I used to work at T-Mobile a LONG time ago. Back then car chargers would charge the phone faster but the charge wouldn’t last as long in my opinion. An other way of saying it would be that the bars on the battery life gauge would go up faster on the car charger but you would burn through them faster at the same time.

either supplies far more than the charger can use.

Voltage alone is not enough to determine charging speed - as any adapter will reduce the voltage to that of the device and probably affect the amps as well. In theory, your device’s adapters(Car DC vs AC) will both have identical settings for output Volts/mAmps and therefore work identically.
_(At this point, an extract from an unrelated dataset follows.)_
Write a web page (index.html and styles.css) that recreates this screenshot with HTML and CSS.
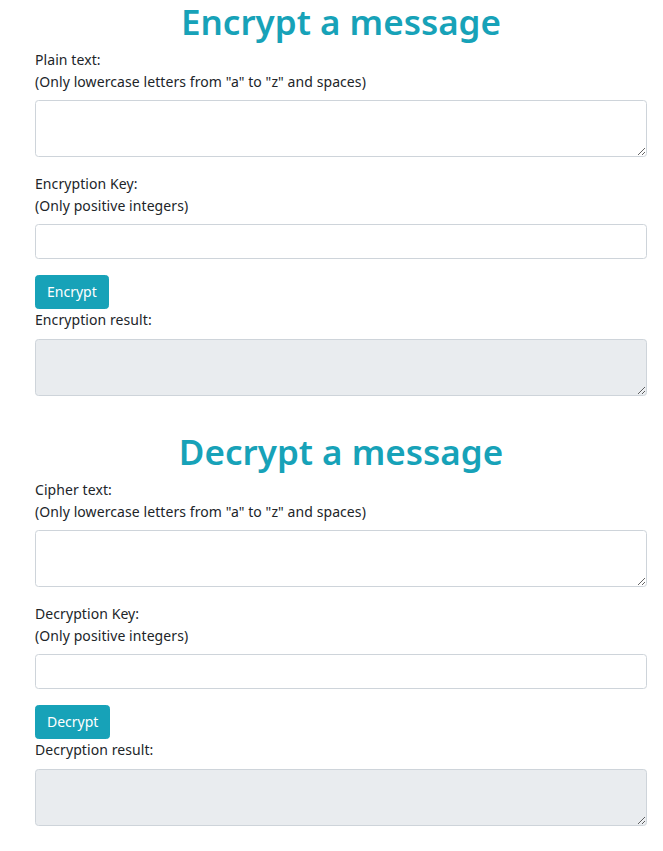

Inverters typically run at around 80% efficiency, so 20% of the wattage you put into them comes out as heat. Your phone charger will then have to convert that AC back to DC in order to charge the phone’s battery, a process which is also less than 100% efficient.

Cool. Guess I’ll use the AC strictly for shaving. :wink:

Right, but in the case of charging the cell phone, this shouldn’t make a difference because what is on the back end of the process isn’t changing what is coming out of the business end of the phone charger, right?

You’ll likely have a wall-wart style charger that uses AC and a separate cable for hooking up and charging via 12VDC, or 5 if thru USB. They all end up putting out the same DC voltage and current, but going through the AC intermediate is a less efficient way of producing the corrrect DC power.